Methods: We developed the R package dampack (Decision-Analytic Modeling Package) to analyze and visualize CEA results with expanded functionality over similar existing packages. Using standard CEA outputs exported from a model developed in any software, dampack facilitates both basic and advanced calculations of CEA results crucial for informing decision making. Users can input results into dampack in one of two ways: as a probabilistic sensitivity analysis (PSA) dataset or as deterministic results (e.g., expected costs and effectiveness of each strategy). The package can be used to identify dominated strategies, calculate incremental cost-effectiveness ratios, plot the efficient frontier, and visualize one- and two-way sensitivity analyses. Additionally, for PSA datasets, dampack users can construct cost-effectiveness acceptability and expected loss curves and compute the expected value of perfect, partial, and sample information. Sensitivity and value of information analysis functionality are implemented using linear meta-models based on the PSA samples. We also designed dampack to deliver customizable, publication-quality figures for all analyses.

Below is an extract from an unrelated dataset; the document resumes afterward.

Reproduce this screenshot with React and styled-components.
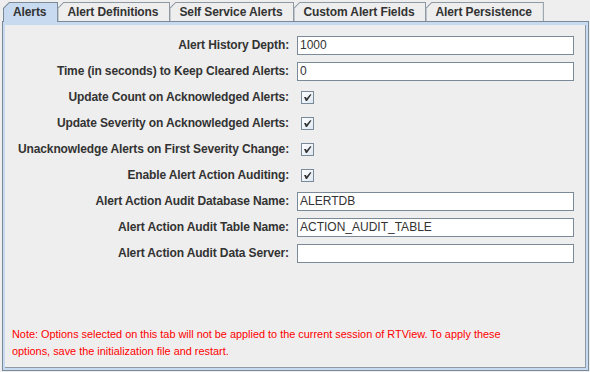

The source code of the dampack package is freely available, allowing users to easily customize and extend its functionality. To demonstrate the functionality of dampack, we analyzed the PSA outputs from a previously published evaluation of the cost-effectiveness of different treatment strategies for Clostridioides difficile (C. diff). The PSA compared 48 treatment strategies, sampling 10,000 sets of 51 parameters.

Results: CEA results generated by dampack from the C. diff PSA are shown in the 4-panel figure. The cost-effectiveness plot highlights the six strategies on the efficient frontier, while also indicating strongly and weakly dominated strategies. One-way sensitivity analysis plots show how the optimal strategy changes as model parameters are varied individually. PSA results are additionally summarized through cost-effectiveness acceptability and expected loss curves. For each, dampack also plots the frontier, indicating the optimal strategy in expectation at each willingness-to-pay threshold.

Conclusion: dampack is a powerful and flexible package for the analysis and visualization of CEA results. It can summarize key CEA results, even when comparing a large number of strategies. With user-friendly and computationally efficient implementations, dampack also facilitates the use of state-of-the-art economic evaluation methods, such as value of information analysis, to a broader user-base.